What is required: Copy each line below in which the string "React" occurs.

Source excerpt:
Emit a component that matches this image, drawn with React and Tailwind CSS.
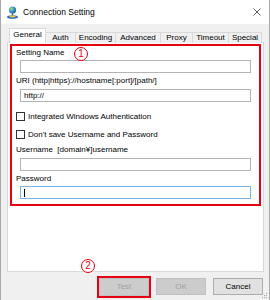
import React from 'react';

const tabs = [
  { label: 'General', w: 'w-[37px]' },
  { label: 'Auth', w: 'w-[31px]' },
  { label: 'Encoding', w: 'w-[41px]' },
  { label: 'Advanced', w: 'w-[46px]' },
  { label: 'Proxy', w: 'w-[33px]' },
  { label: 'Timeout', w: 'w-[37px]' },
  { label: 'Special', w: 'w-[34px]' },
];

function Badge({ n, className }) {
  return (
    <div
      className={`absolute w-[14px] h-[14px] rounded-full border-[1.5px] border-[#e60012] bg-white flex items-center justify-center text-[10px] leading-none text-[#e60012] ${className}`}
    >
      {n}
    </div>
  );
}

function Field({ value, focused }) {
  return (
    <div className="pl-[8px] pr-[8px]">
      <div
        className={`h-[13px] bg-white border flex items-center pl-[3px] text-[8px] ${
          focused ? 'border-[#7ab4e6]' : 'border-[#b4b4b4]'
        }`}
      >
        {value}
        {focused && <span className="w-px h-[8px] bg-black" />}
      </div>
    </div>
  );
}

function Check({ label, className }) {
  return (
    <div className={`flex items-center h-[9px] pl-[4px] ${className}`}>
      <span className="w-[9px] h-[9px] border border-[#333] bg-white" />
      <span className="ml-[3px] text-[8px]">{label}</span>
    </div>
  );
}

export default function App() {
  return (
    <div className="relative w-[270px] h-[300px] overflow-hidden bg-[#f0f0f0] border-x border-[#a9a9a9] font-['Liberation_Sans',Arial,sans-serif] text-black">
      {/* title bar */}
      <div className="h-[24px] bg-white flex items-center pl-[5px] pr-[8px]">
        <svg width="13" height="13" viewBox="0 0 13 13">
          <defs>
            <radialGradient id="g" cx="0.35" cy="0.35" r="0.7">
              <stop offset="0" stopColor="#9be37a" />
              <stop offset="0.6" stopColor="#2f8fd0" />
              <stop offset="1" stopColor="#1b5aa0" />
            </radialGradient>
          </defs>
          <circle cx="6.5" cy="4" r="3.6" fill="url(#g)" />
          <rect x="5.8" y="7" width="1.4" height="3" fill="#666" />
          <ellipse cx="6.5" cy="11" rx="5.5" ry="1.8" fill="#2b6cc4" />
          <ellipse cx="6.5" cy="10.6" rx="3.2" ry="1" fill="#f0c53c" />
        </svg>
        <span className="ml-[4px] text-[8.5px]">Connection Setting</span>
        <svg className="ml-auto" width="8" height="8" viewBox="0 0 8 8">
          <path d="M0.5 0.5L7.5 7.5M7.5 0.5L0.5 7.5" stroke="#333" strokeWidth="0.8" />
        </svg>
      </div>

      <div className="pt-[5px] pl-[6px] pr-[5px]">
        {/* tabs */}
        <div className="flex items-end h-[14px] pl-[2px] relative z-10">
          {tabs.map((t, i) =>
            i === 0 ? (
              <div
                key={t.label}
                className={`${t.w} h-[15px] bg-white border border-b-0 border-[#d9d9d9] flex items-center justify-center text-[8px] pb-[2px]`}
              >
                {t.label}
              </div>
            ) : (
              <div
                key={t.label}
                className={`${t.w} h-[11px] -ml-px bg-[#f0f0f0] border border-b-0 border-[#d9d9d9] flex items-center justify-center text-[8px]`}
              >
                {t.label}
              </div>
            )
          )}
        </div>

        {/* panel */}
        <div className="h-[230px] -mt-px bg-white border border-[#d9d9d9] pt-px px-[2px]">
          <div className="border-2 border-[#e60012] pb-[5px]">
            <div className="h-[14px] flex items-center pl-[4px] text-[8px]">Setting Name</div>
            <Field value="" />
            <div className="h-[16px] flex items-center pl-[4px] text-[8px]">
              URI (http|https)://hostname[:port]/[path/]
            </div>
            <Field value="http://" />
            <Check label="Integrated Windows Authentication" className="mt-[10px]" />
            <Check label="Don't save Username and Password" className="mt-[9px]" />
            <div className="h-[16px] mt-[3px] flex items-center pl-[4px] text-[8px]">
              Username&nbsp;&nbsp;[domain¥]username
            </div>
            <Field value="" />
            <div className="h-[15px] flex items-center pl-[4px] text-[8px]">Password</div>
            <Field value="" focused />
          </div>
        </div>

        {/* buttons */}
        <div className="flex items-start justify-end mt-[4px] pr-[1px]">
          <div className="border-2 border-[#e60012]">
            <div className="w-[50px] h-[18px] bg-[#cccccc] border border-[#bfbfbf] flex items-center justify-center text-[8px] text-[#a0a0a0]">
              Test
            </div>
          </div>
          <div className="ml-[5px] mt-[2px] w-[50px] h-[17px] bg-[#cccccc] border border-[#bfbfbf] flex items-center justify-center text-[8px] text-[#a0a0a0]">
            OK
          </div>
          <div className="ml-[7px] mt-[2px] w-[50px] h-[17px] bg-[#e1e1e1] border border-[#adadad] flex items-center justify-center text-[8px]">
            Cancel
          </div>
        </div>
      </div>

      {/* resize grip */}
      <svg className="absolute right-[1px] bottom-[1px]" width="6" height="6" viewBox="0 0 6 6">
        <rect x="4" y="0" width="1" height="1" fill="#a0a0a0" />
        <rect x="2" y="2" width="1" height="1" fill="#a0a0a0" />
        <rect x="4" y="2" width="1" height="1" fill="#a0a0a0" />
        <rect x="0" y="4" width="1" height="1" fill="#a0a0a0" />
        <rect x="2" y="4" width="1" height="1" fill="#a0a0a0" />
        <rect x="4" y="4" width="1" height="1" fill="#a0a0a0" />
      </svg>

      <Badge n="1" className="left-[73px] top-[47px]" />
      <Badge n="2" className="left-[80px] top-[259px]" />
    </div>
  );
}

Full answer:
Emit a component that matches this image, drawn with React and Tailwind CSS.
import React from 'react';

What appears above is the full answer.